Software engineeringZegaware engineering23 June 202611 min read

Last updated: 23 June 2026

An artificial intelligence (AI) built minimum viable product (MVP) becomes production-ready when its security, authorisation, tests, error handling, observability, performance and architecture are brought to a standard a senior engineer will sign off. The demo proves the idea works. Turning it into a product means hardening what is sound, replacing what is not, and making it safe to operate under real load.

The gap between a demo and a system you can operate

AI coding tools are genuinely good at getting to a working minimum viable product (MVP). They turn a clear description into running software in hours, and the result often demonstrates the core idea convincingly. That is real value, and it is why so many teams now start here.

A demo and an operable system are measured differently, though. A demo runs the happy path, on one machine, for one cooperative user, with clean data. Production runs many users at once, accepts hostile input, fails partially, touches real money and real data, and has to keep running for years while a team changes it.

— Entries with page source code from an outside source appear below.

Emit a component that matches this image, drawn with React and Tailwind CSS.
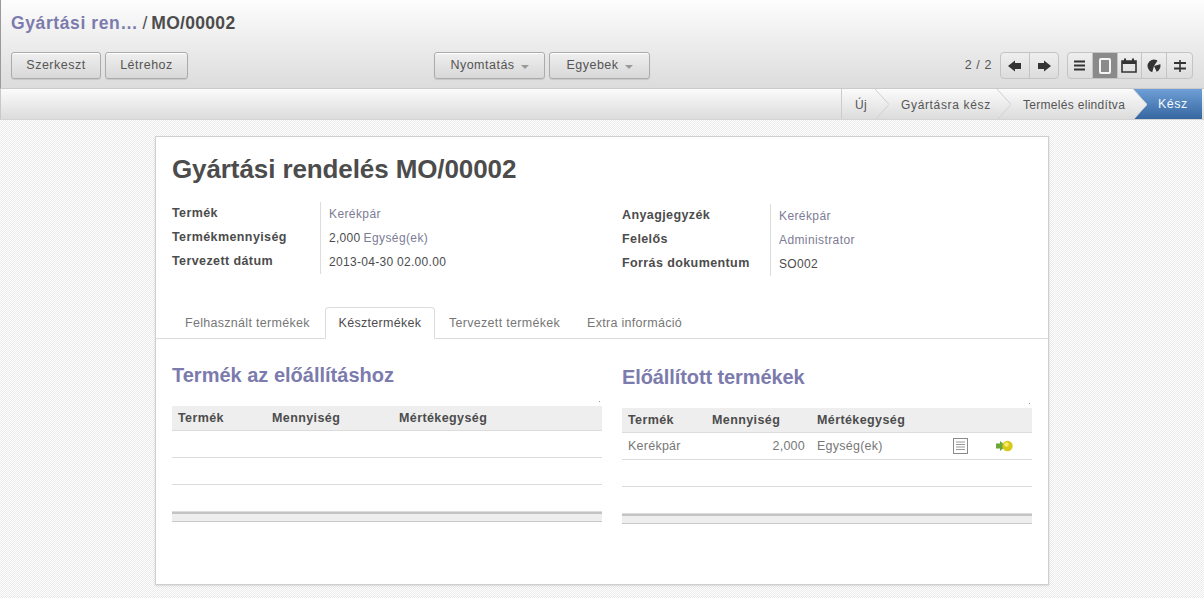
import React from "react";

const Btn = ({ children, className = "" }) => (
  <button className={`h-[27px] rounded-[3px] border border-[#ababab] bg-gradient-to-b from-[#efefef] to-[#d8d8d8] text-[12.5px] tracking-[0.5px] text-[#555555] shadow-[inset_0_1px_0_#fff,0_1px_1px_rgba(0,0,0,0.1)] flex items-center justify-center ${className}`}>
    {children}
  </button>
);

const Caret = () => <span className="ml-[6px] mt-[2px] w-0 h-0 border-x-[4px] border-x-transparent border-t-[4px] border-t-[#999]" />;

const Chevron = () => (
  <svg width="14" height="31" viewBox="0 0 14 31" className="absolute right-[-14px] top-0 z-10">
    <path d="M0 0 L14 15.5 L0 31 Z" fill="url(#st)" />
    <path d="M0 0 L14 15.5 L0 31" fill="none" stroke="#d0d0d0" />
  </svg>
);

const Step = ({ children, className = "" }) => (
  <div className={`relative h-[31px] flex items-center text-[12px] text-[#555555] ${className}`}>
    {children}
    <Chevron />
  </div>
);

const IconCell = ({ children, active, last }) => (
  <div className={`w-[25px] h-full flex items-center justify-center ${last ? "" : "border-r border-[#c4c4c4]"} ${active ? "bg-[#8a8a8a]" : ""}`}>
    {children}
  </div>
);

const Field = ({ label, children }) => (
  <div className="flex h-[24px] items-center">
    <div className="w-[148px] font-bold text-[12.5px] tracking-[0.4px] text-[#4c4c4c] -mt-[2px]">{label}</div>
    <div className="pl-[8px] h-full flex items-center border-l border-[#dcdcdc] text-[12px] tracking-[0.3px] text-[#4c4c4c]">{children}</div>
  </div>
);

const Link = ({ children }) => <span className="text-[#7c7c95] tracking-[0.4px]">{children}</span>;

const Head = ({ cols, items }) => (
  <div className={`grid ${cols} h-[25px] items-center bg-[#eeeeee] border-b border-[#dcdcdc] font-bold text-[12.5px] tracking-[0.4px] text-[#4c4c4c]`}>
    {items.map((t) => (
      <div key={t} className="pl-[6px]">{t}</div>
    ))}
  </div>
);

const Empty = () => <div className="h-[27px] border-b border-[#dcdcdc]" />;
const Foot = () => <div className="h-[10px] border-t-2 border-b border-t-[#c4c4c4] border-b-[#c8c8c8] bg-[#eeeeee]" />;
const Dot = () => (
  <div className="h-[4px] flex justify-end pr-[2px] mb-[2px]">
    <span className="w-[1px] h-[1px] mt-[1px] bg-[#999]" />
  </div>
);

export default function App() {
  return (
    <div className="w-[1204px] h-[598px] overflow-hidden bg-white font-['Liberation_Sans',Arial,sans-serif] flex flex-col">
      <svg width="0" height="0" className="absolute">
        <defs>
          <linearGradient id="st" x1="0" y1="0" x2="0" y2="1">
            <stop offset="0" stopColor="#fbfbfb" />
            <stop offset="1" stopColor="#dcdcdc" />
          </linearGradient>
        </defs>
      </svg>

      <header className="h-[89px] shrink-0 bg-gradient-to-b from-[#fdfdfd] to-[#dcdcdc] border-b border-[#cacaca] border-l border-l-[#9a9a9a] pl-[10px] pr-[11px] pt-[13px]">
        <div className="h-[20px] flex items-center text-[17.5px] font-bold text-[#4c4c4c]">
          <span className="text-[#7c7bad] tracking-[0.6px]">Gyártási ren…</span>
          <span className="font-normal mx-[4px] text-[#4c4c4c]">/</span>
          <span className="tracking-[0.3px]">MO/00002</span>
        </div>
        <div className="mt-[19px] flex items-center">
          <Btn className="w-[90px]">Szerkeszt</Btn>
          <Btn className="w-[83px] ml-[4px]">Létrehoz</Btn>
          <Btn className="w-[111px] ml-[246px]">Nyomtatás<Caret /></Btn>
          <Btn className="w-[101px] ml-[4px]">Egyebek<Caret /></Btn>
          <span className="ml-auto text-[12.5px] tracking-[0.6px] text-[#555555]">2 / 2</span>
          <div className="ml-[8px] h-[27px] w-[59px] flex rounded-[4px] border border-[#c4c4c4] bg-gradient-to-b from-[#efefef] to-[#dcdcdc] overflow-hidden">
            <div className="flex-1 flex items-center justify-center border-r border-[#c4c4c4]">
              <svg width="14" height="12" viewBox="0 0 14 12"><path d="M0 6 L7 0.5 V3 H13 V9 H7 V11.5 Z" fill="#333" /></svg>
            </div>
            <div className="flex-1 flex items-center justify-center">
              <svg width="14" height="12" viewBox="0 0 14 12"><path d="M14 6 L7 0.5 V3 H1 V9 H7 V11.5 Z" fill="#333" /></svg>
            </div>
          </div>
          <div className="ml-[8px] h-[27px] w-[126px] flex rounded-[4px] border border-[#c4c4c4] bg-gradient-to-b from-[#efefef] to-[#dcdcdc] overflow-hidden">
            <IconCell>
              <svg width="13" height="11" viewBox="0 0 13 11"><path d="M1 1.5 H12 M1 5.5 H12 M1 9.5 H12" stroke="#333" strokeWidth="2" /></svg>
            </IconCell>
            <IconCell active>
              <svg width="12" height="16" viewBox="0 0 12 16"><rect x="1" y="1" width="10" height="14" rx="1" fill="none" stroke="#f4f4f4" strokeWidth="2" /></svg>
            </IconCell>
            <IconCell>
              <svg width="16" height="15" viewBox="0 0 16 15"><path d="M1 3 H15 V14 H1 Z" fill="none" stroke="#333" strokeWidth="1.6" /><path d="M1 3 H15 V6 H1 Z" fill="#333" /><path d="M4 0.5 V3 M12 0.5 V3" stroke="#333" strokeWidth="2" /></svg>
            </IconCell>
            <IconCell>
              <svg width="14" height="14" viewBox="0 0 14 14"><circle cx="7" cy="7" r="6.5" fill="#333" /><path d="M7 7 L14 5 L11 1 Z" fill="#e8e8e8" /><path d="M7 7 L5 14 L10 13.5 Z" fill="#e8e8e8" /></svg>
            </IconCell>
            <IconCell last>
              <svg width="14" height="14" viewBox="0 0 14 14"><path d="M1 4 H13 M1 9.5 H13" stroke="#333" strokeWidth="2" /><path d="M7 1 V13" stroke="#333" strokeWidth="1.6" /></svg>
            </IconCell>
          </div>
        </div>
      </header>

      <div className="h-[31px] shrink-0 bg-gradient-to-b from-[#fbfbfb] to-[#dcdcdc] border-b border-[#d4d4d4] border-l border-l-[#c8c8c8] flex justify-end pr-[2px] overflow-hidden">
        <Step className="w-[34px] pl-[13px] border-l border-[#cccccc] tracking-[0.45px]">Új</Step>
        <Step className="w-[122px] pl-[26px] tracking-[0.65px]">Gyártásra kész</Step>
        <Step className="w-[136px] pl-[26px] tracking-[0.3px]">Termelés elindítva</Step>
        <div className="w-[69px] h-[31px] flex items-center pl-[25px] text-[12.5px] tracking-[0.45px] text-[#f4f8fc] bg-gradient-to-b from-[#6f9fd6] to-[#34659f] [clip-path:polygon(0_0,100%_0,100%_100%,0_100%,14px_50%)]">Kész</div>
      </div>

      <main className="flex-1 bg-[repeating-conic-gradient(#ebebeb_0%_25%,#ffffff_0%_50%)] bg-[length:2px_2px] pt-[16px] pl-[155px]">
        <div className="w-[894px] h-[449px] bg-white border border-[#cfcfcf] shadow-[0_1px_2px_rgba(0,0,0,0.12)]">
          <div className="px-[16px] pt-[17px]">
            <h1 className="h-[30px] flex items-center text-[26px] font-bold tracking-[-0.1px] text-[#4c4c4c]">Gyártási rendelés MO/00002</h1>
            <div className="flex mt-[18px]">
              <div className="w-[450px]">
                <Field label="Termék"><Link>Kerékpár</Link></Field>
                <Field label="Termékmennyiség"><span>2,000</span><span className="ml-[3px]"><Link>Egység(ek)</Link></span></Field>
                <Field label="Tervezett dátum"><span>2013-04-30 02.00.00</span></Field>
              </div>
              <div className="w-[410px] mt-[2px]">
                <Field label="Anyagjegyzék"><Link>Kerékpár</Link></Field>
                <Field label="Felelős"><Link>Administrator</Link></Field>
                <Field label="Forrás dokumentum"><span>SO002</span></Field>
              </div>
            </div>
          </div>

          <div className="mt-[31px] h-[32px] border-b border-[#dcdcdc] flex pl-[16px] text-[12.5px] tracking-[0.3px] text-[#777]">
            <div className="w-[153px] h-[32px] flex items-center pl-[13px]">Felhasznált termékek</div>
            <div className="w-[110px] h-[32px] flex items-center justify-center bg-white border border-[#dcdcdc] border-b-white rounded-t-[4px] text-[#4c4c4c]">Késztermékek</div>
            <div className="w-[138px] h-[32px] flex items-center pl-[14px]">Tervezett termékek</div>
            <div className="h-[32px] flex items-center pl-[14px]">Extra információ</div>
          </div>

          <div className="flex pl-[16px] pt-[24px]">
            <section className="w-[430px]">
              <h2 className="h-[24px] flex items-center text-[20px] font-bold tracking-[0px] text-[#7c7bad]">Termék az előállításhoz</h2>
              <div className="mt-[13px]">
                <Dot />
                <Head cols="grid-cols-[94px_127px_1fr]" items={["Termék", "Mennyiség", "Mértékegység"]} />
                <Empty /><Empty /><Empty />
                <Foot />
              </div>
            </section>
            <section className="w-[410px] ml-[20px] mt-[2px]">
              <h2 className="h-[24px] flex items-center text-[20px] font-bold tracking-[-0.1px] text-[#7c7bad]">Előállított termékek</h2>
              <div className="mt-[13px]">
                <Dot />
                <Head cols="grid-cols-[84px_105px_1fr]" items={["Termék", "Mennyiség", "Mértékegység"]} />
                <div className="h-[27px] border-b border-[#dcdcdc] grid grid-cols-[84px_105px_136px_49px_1fr] items-center text-[12.5px] tracking-[0.25px] text-[#777]">
                  <div className="pl-[6px]">Kerékpár</div>
                  <div className="pr-[6px] text-right">2,000</div>
                  <div className="pl-[6px]">Egység(ek)</div>
                  <div className="pl-[6px]">
                    <svg width="15" height="16" viewBox="0 0 15 16" className="block">
                      <rect x="0.5" y="0.5" width="14" height="15" fill="#fff" stroke="#8a8a8a" />
                      <path d="M3 4 H12 M3 6.5 H12 M3 9 H12 M3 11.5 H12" stroke="#9a9a9a" />
                    </svg>
                  </div>
                  <div>
                    <svg width="17" height="12" viewBox="0 0 17 12" className="block">
                      <path d="M0 3.5 H4 V1 L10 6 L4 11 V8.5 H0 Z" fill="#6aa63c" />
                      <circle cx="11.5" cy="6" r="5.2" fill="#d8c81c" />
                      <circle cx="10.5" cy="4.5" r="2.2" fill="#f6ee6a" />
                    </svg>
                  </div>
                </div>
                <Empty /><Empty />
                <Foot />
              </div>
            </section>
          </div>
        </div>
      </main>
    </div>
  );
}
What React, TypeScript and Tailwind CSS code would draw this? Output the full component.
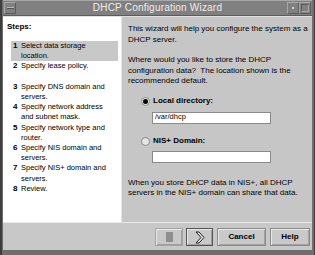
import React from 'react'

// Wizard step labels, pre-wrapped the way the panel shows them
const STEPS: Array<[string, string?]> = [
  ['Select data storage', 'location.'],
  ['Specify lease policy.'],
  ['Specify DNS domain and', 'servers.'],
  ['Specify network address', 'and subnet mask.'],
  ['Specify network type and', 'router.'],
  ['Specify NIS domain and', 'servers.'],
  ['Specify NIS+ domain and', 'servers.'],
  ['Review.'],
]

function TitleBar() {
  return (
    <div className="relative h-[16px] bg-[#808080] border-t border-t-[#a8a8a8] border-b border-b-[#5c5c5c] flex items-center justify-center">
      {/* window menu button */}
      <div className="absolute left-[1px] top-[1px] w-[12px] h-[12px] border border-t-[#a8a8a8] border-l-[#a8a8a8] border-r-[#5c5c5c] border-b-[#5c5c5c] flex items-center justify-center">
        <div className="w-[7px] h-[2px] bg-[#b8b8b8] border-b border-b-[#555]" />
      </div>
      <span className="text-[10px] leading-none text-[#eeeeee] tracking-[0.2px]">DHCP Configuration Wizard</span>
      {/* minimize / maximize */}
      <div className="absolute right-[13px] top-[1px] w-[12px] h-[12px] border border-t-[#a8a8a8] border-l-[#a8a8a8] border-r-[#5c5c5c] border-b-[#5c5c5c] flex items-center justify-center">
        <div className="w-[2px] h-[2px] bg-[#cfcfcf]" />
      </div>
      <div className="absolute right-[1px] top-[1px] w-[12px] h-[12px] border border-t-[#a8a8a8] border-l-[#a8a8a8] border-r-[#5c5c5c] border-b-[#5c5c5c] flex items-center justify-center">
        <div className="w-[8px] h-[8px] border border-t-[#5c5c5c] border-l-[#5c5c5c] border-r-[#a8a8a8] border-b-[#a8a8a8]" />
      </div>
    </div>
  )
}

function Radio({ checked }: { checked?: boolean }) {
  return (
    <span className="w-[9px] h-[9px] rounded-full border border-[#8a8a8a] bg-[#e6e6e6] flex items-center justify-center">
      {checked && <span className="w-[5px] h-[5px] rounded-full bg-black" />}
    </span>
  )
}

function Button({ children, className = '' }: { children: React.ReactNode; className?: string }) {
  return (
    <div
      className={`h-[18px] border border-[#8c8c8c] bg-[#c9c9c9] flex items-center justify-center shadow-[inset_1px_1px_0_#e8e8e8,inset_-1px_-1px_0_#a0a0a0] ${className}`}
    >
      {children}
    </div>
  )
}

export default function App() {
  return (
    <div
      className="w-[315px] h-[255px] bg-[#6e6e6e] border-l-[2px] border-l-[#3e3e3e] border-r border-r-[#3e3e3e] flex flex-col pl-[1px] pr-[2px] pb-[5px] overflow-hidden"
      style={{ fontFamily: '"Liberation Sans", Arial, sans-serif' }}
    >
      <TitleBar />

      <div className="flex-1 flex flex-col bg-[#c8c8c8] border-t border-t-[#e0e0e0]">
        <div className="h-[205px] flex">
          {/* Steps panel */}
          <div className="w-[118px] bg-white pl-[4px] pt-[5px] text-[8px] text-black">
            <div className="font-bold leading-[10px]">Steps:</div>
            <div className="mt-[9px] flex flex-col text-[7.5px]">
              {STEPS.map(([first, second], i) => (
                <div
                  key={i}
                  className={`h-[20.4px] ml-[4px] mr-[3px] pl-[2px] leading-[10.2px] flex ${i === 0 ? 'bg-[#c8c8c8]' : ''}`}
                >
                  <span className="w-[8px] font-bold text-[8px]">{i + 1}</span>
                  <span>
                    {first}
                    {second && <br />}
                    {second}
                  </span>
                </div>
              ))}
            </div>
          </div>

          {/* Content panel */}
          <div className="flex-1 bg-[#c6c6c6] border-l border-l-[#e4e4e4] pl-[6px] pt-[7px] text-[8px] leading-[10.5px] text-black">
            <p>
              This wizard will help you configure the system as a<br />
              DHCP server.
            </p>
            <p className="mt-[10px]">
              Where would you like to store the DHCP<br />
              configuration data?&nbsp; The location shown is the<br />
              recommended default.
            </p>

            <div className="mt-[10px] ml-[13px] flex items-center gap-[3px] h-[10px]">
              <Radio checked />
              <span className="font-bold">Local directory:</span>
            </div>
            <div className="mt-[5px] ml-[24px] w-[119px] h-[12px] bg-white border border-[#8a8a8a] pl-[2px] flex items-center text-[7.5px]">
              /var/dhcp
            </div>

            <div className="mt-[13px] ml-[13px] flex items-center gap-[3px] h-[10px]">
              <Radio />
              <span className="font-bold">NIS+ Domain:</span>
            </div>
            <div className="mt-[4px] ml-[24px] w-[119px] h-[12px] bg-white border border-[#8a8a8a]" />

            <p className="mt-[15px]">
              When you store DHCP data in NIS+, all DHCP<br />
              servers in the NIS+ domain can share that data.
            </p>
          </div>
        </div>

        {/* Button bar */}
        <div className="flex-1 border-t border-t-[#e8e8e8] flex items-start justify-end pt-[5px] pr-[2px] gap-[3px]">
          <Button className="w-[28px] border-[#a4a4a4]">
            <div className="w-[7px] h-[10px] bg-[#8e8e8e]" />
          </Button>
          <Button className="w-[27px] border-[#555555]">
            <svg width="10" height="13" viewBox="0 0 10 13">
              <polygon
                points="1,1 4,1 9,6.5 4,12 1,12 6,6.5"
                fill="#e6e6e6"
                stroke="#222"
                strokeWidth="1"
                strokeLinejoin="miter"
              />
            </svg>
          </Button>
          <Button className="w-[49px] ml-[1px]">
            <span className="text-[8px] font-bold text-black">Cancel</span>
          </Button>
          <Button className="w-[40px] ml-[1px]">
            <span className="text-[8px] font-bold text-black">Help</span>
          </Button>
        </div>
      </div>
    </div>
  )
}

The benchmarks make the gap concrete. Carnegie Mellon University's SUSVIBES study found that agent-written code was roughly 61% functionally correct but only 10.5% secure, and that over 80% of the working solutions still contained a critical vulnerability [1]. In other words, "it works" and "it is safe to operate" are separate measurements, and AI output scores far higher on the first than on the second.

None of this means the MVP is wasted. It means the MVP is a strong first draft of a product, not the product itself. The honest question is not whether AI-built code is acceptable, a topic we cover in is AI-generated code safe to ship?, but what specific work stands between the draft and something you can put in front of real users.

What "production-ready" actually means

Production-ready is not a feeling or a launch date. It is a set of properties you can check, each answering a question an operator will eventually ask. Six matter most.

Property	The question it answers	How we check it
Security and authorisation	Can only the right people do the right things?	Authentication on every route, authorisation per action, secrets out of the code, input validated
Tests that assert behaviour	Will we know when something breaks?	Tests that fail on wrong output, not only on a thrown error
Error handling and observability	Does the system tell the truth about what it is doing?	Structured logs, metrics, traces, alerts on real failure
Performance under real load	Does it hold up with real users and real data?	Load tested at expected concurrency and data volume
Maintainable architecture	Can a team change it safely?	Clear boundaries, low duplication, code the team can explain
Operability	Can we run it day to day?	Repeatable deploys, configuration, backups, rollback, migrations

Security and authorisation

Every action is authenticated and authorised, secrets stay out of the source code, and untrusted input is validated before use. The Open Worldwide Application Security Project (OWASP) ranks Broken Access Control as the most common web application risk, noting it moved up to first place, with 94% of tested applications showing some form of broken access control [9]. Veracode found that 45% of AI-generated code contains at least one OWASP Top 10 vulnerability, with no improvement across two years, and with the code failing 85% of cross-site scripting tests and 87% of log injection tests [2]. Veracode summarised the position bluntly: "The productivity revolution is here. The security revolution isn't" [2].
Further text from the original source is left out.